The curtain will come down on 60 years of Soho history when the private members’ drinking club, The Colony Room, closes soon, so that the Dean Street building housing it can be turned into flats. Generations of writers, artists, photographers, their muses and multifarious hangers-on have used it as their social base, from Francis Bacon and Lucian Freud to Damien Hirst and Tracy Emin. The novelist Colin MacInnes probably best summed up the Colony Room’s morbid attraction when he wrote: ‘To sit with the curtains drawn at 4 p.m. on a sunny afternoon, sipping expensive poison and gossiping one’s life away, has the futile fascination of forbidden fruit.’

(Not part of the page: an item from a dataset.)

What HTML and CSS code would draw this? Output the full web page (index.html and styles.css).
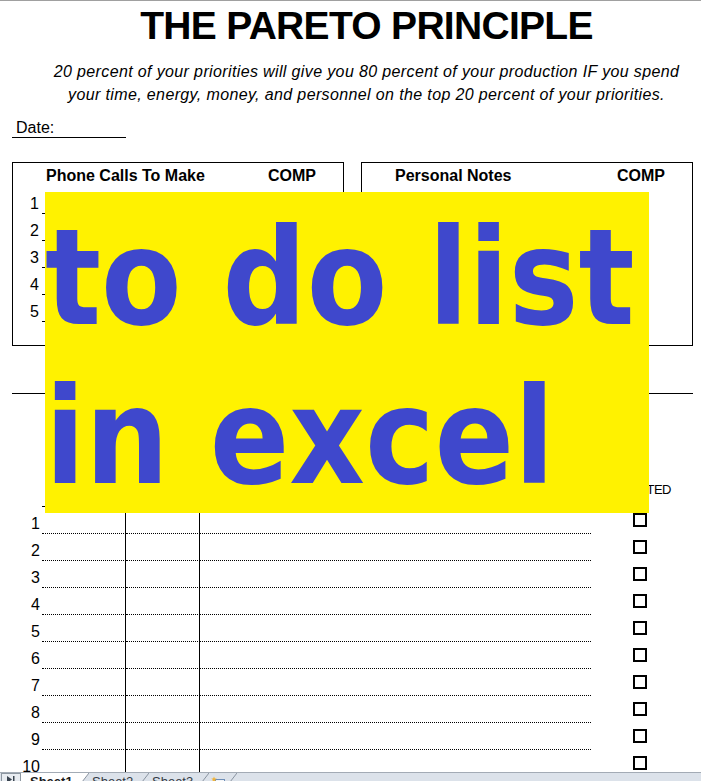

The poison — often gin and tonic, or champagne, was indeed expensive, not least because one did not just buy one’s own drinks, but was expected to stand rounds for everyone at the bar, often on the barman’s whim. Even in later years, one felt the ghostly presence in the place of its long-deceased first patronne, Muriel Belcher, whom I described in my book ‘Soho Characters of the Fifties and Sixties’ as ‘a foul-mouthed, butch bisexual of Portuguese Jewish origin.’ She presided over the Colony Room — which the original habitués referred to simply as Muriel’s — like a hawk, ‘perched on her stool near the door, ready to pounce on any newcomer or person who was currently in disfavour.’ Her put-downs were withering. She referred to all men — not just the numerous homosexuals who frequented the Club — as ‘she’. Even the late German Fuhrer was cut down to size by being referred to as ‘Miss Hitler’.

But Soho being Soho, new places, new faces and new trends have superceded the old, as they doubtless always will.